- _Your goal_
Please return exactly the run of lines that begins with the line containing "Rebuild this screenshot" and ends with the line containing "const prefectures = ['宮城県', '山形県', '岩手県', '秋田県', '福島県', '青森県'];", pictures excluded.
━━━ Supplied information ━━━
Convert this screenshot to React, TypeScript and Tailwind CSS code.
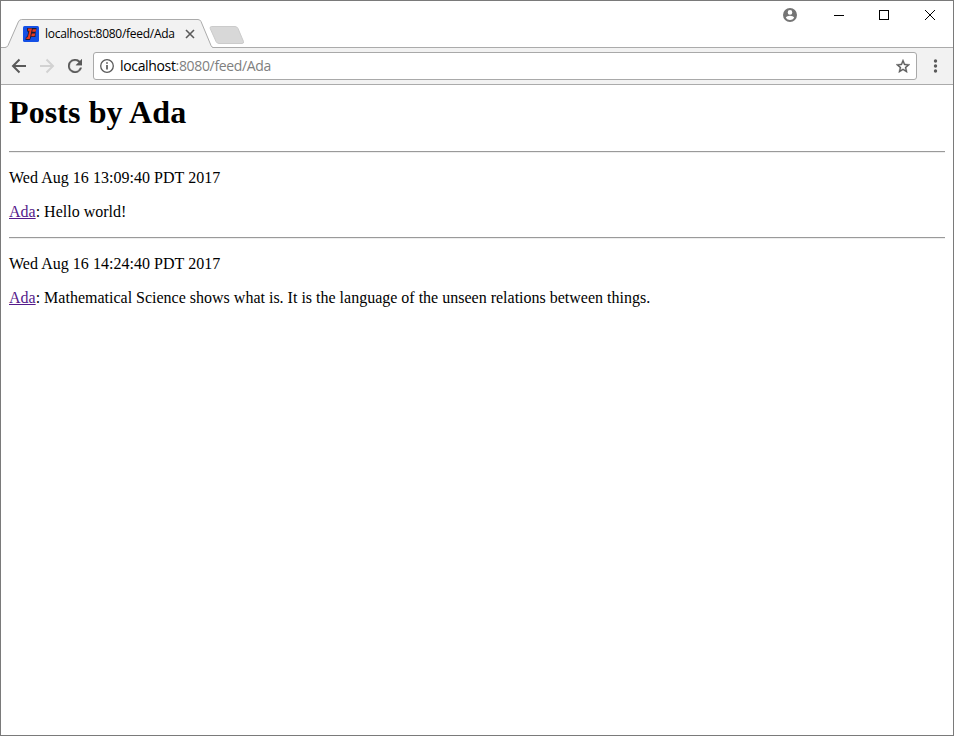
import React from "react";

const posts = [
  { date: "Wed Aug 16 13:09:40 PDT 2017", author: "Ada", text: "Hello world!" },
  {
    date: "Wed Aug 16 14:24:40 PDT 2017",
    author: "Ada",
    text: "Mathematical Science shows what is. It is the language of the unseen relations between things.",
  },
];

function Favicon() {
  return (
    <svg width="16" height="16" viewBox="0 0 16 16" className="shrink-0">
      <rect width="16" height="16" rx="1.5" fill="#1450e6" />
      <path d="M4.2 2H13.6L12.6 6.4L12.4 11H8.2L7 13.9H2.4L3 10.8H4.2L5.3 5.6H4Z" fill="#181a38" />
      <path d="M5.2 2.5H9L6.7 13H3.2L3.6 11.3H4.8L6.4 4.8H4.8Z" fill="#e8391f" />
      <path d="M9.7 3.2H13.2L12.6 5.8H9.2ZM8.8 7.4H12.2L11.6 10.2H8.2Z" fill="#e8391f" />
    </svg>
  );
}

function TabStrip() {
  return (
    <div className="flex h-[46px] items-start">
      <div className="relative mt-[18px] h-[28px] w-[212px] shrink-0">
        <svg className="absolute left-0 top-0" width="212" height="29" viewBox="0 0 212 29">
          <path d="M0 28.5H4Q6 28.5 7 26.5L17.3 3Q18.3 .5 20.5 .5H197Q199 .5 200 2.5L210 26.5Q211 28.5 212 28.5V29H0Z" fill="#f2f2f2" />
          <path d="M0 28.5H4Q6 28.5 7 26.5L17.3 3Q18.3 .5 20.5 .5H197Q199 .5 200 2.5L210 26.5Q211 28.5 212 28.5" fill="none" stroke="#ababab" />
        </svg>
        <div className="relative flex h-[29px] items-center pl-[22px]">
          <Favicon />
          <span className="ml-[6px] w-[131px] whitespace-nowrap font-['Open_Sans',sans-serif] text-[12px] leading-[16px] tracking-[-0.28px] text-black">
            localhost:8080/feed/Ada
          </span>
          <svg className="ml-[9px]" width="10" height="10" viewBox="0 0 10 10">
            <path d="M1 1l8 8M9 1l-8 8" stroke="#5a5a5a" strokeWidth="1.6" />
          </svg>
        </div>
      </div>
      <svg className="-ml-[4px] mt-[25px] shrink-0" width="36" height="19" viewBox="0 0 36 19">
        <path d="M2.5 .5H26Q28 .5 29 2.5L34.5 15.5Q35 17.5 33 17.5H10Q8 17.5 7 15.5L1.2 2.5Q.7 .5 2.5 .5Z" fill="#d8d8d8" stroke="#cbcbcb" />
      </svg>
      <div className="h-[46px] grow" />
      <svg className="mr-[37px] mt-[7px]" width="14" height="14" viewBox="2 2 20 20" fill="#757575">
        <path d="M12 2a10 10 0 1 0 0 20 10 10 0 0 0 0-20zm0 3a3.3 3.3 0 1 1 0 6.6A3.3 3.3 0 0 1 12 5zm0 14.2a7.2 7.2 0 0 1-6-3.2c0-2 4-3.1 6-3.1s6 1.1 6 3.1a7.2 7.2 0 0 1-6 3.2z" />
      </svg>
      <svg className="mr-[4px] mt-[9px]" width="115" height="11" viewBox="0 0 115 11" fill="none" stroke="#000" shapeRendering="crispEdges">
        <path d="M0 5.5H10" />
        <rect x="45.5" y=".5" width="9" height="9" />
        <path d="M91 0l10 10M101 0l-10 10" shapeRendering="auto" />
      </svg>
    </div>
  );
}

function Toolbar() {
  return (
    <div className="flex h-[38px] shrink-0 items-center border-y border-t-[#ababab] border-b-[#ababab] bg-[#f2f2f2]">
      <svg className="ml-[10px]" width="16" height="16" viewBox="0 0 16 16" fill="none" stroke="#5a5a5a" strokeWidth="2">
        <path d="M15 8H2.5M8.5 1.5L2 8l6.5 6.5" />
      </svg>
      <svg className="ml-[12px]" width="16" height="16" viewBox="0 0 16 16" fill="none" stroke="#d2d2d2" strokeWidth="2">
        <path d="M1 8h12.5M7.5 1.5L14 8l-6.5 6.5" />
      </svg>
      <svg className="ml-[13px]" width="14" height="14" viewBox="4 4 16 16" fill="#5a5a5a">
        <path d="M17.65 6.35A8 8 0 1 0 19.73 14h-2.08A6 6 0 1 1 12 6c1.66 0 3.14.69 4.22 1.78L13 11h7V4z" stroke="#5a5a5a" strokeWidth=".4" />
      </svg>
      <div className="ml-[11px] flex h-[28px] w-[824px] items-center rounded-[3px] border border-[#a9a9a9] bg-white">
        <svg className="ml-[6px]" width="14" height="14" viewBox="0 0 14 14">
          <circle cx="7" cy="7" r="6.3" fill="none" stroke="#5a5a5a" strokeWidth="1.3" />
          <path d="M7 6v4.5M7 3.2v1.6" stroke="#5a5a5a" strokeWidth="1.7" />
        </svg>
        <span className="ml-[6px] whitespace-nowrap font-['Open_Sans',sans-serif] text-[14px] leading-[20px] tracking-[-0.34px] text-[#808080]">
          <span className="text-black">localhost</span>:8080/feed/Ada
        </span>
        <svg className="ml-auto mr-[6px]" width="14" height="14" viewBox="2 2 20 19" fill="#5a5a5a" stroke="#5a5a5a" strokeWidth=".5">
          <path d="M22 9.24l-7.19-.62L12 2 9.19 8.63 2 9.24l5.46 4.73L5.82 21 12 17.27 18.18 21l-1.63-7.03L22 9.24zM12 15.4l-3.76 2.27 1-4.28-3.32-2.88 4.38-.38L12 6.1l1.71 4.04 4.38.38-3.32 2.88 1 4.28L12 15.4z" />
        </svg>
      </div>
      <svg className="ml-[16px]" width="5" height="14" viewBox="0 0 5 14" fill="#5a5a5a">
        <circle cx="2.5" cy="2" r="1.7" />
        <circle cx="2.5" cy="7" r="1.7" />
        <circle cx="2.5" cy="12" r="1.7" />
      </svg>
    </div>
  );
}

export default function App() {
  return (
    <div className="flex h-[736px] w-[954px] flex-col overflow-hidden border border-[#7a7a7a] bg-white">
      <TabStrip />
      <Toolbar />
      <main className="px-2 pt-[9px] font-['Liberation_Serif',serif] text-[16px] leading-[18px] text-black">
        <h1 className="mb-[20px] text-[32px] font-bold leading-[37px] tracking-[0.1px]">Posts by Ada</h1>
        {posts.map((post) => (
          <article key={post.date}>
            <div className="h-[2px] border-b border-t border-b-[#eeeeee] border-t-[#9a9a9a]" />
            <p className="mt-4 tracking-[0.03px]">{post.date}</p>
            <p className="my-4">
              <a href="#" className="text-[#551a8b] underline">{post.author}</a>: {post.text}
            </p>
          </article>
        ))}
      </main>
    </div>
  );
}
━━━
━━━ Supplied information ━━━
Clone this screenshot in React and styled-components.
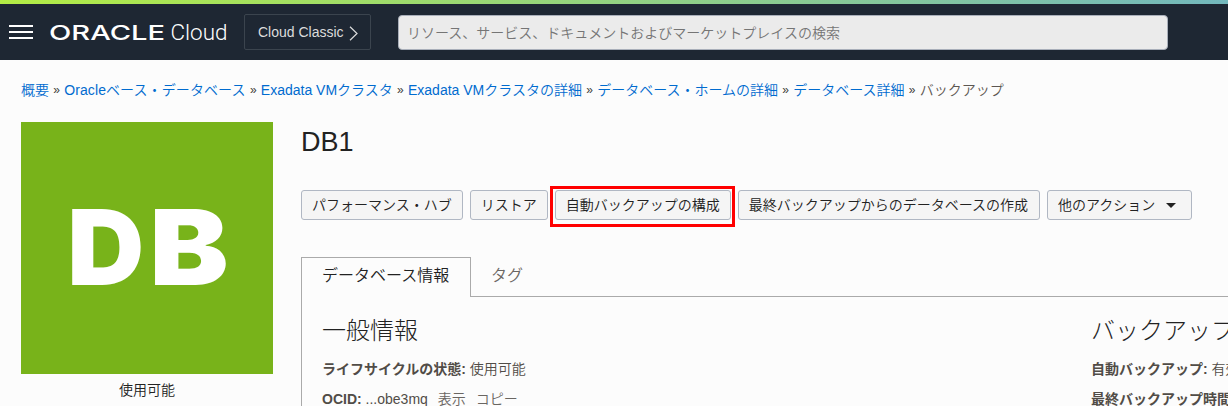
━━━
━━━ Supplied information ━━━
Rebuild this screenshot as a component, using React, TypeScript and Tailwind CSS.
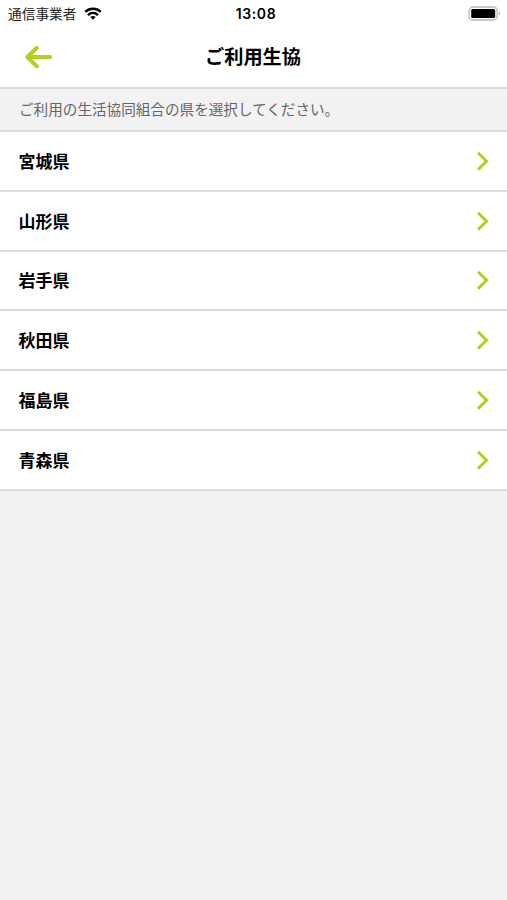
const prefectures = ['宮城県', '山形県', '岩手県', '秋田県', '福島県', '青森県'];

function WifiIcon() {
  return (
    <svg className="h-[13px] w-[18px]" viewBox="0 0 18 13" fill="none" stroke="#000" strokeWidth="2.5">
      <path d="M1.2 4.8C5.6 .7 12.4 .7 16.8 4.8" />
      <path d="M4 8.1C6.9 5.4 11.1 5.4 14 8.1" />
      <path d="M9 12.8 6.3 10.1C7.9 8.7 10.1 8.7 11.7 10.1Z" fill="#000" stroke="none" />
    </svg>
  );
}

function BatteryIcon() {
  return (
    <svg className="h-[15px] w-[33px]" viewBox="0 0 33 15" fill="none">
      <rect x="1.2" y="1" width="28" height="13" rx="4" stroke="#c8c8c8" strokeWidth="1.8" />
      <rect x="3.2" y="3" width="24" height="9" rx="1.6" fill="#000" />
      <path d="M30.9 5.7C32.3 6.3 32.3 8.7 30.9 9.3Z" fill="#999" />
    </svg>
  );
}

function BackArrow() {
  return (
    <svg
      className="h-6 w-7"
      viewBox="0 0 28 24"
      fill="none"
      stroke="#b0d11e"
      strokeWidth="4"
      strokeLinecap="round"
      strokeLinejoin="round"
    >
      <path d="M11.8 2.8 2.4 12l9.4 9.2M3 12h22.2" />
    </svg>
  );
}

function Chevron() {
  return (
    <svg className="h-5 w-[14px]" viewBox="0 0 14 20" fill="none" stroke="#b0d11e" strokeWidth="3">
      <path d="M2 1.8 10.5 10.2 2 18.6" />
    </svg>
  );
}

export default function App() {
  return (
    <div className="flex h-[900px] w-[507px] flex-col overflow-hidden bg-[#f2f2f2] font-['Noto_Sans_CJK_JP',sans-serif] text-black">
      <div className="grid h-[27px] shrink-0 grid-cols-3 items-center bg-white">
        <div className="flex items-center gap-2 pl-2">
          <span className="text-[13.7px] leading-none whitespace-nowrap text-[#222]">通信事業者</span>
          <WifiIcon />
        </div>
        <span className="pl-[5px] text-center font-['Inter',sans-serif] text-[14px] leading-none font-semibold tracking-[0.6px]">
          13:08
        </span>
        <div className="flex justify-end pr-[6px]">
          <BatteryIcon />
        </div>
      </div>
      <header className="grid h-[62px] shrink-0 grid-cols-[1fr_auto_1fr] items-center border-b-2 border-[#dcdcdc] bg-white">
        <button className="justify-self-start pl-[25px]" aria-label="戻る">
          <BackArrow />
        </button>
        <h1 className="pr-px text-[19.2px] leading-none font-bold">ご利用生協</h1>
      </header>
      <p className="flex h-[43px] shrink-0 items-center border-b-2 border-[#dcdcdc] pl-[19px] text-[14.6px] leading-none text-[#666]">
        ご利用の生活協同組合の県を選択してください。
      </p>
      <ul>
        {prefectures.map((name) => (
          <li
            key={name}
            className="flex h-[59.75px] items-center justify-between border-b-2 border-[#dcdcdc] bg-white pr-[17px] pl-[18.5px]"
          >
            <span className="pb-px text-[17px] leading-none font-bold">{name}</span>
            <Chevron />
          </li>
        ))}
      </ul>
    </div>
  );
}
━━━
- _Exercise result_
Rebuild this screenshot as a component, using React, TypeScript and Tailwind CSS.
const prefectures = ['宮城県', '山形県', '岩手県', '秋田県', '福島県', '青森県'];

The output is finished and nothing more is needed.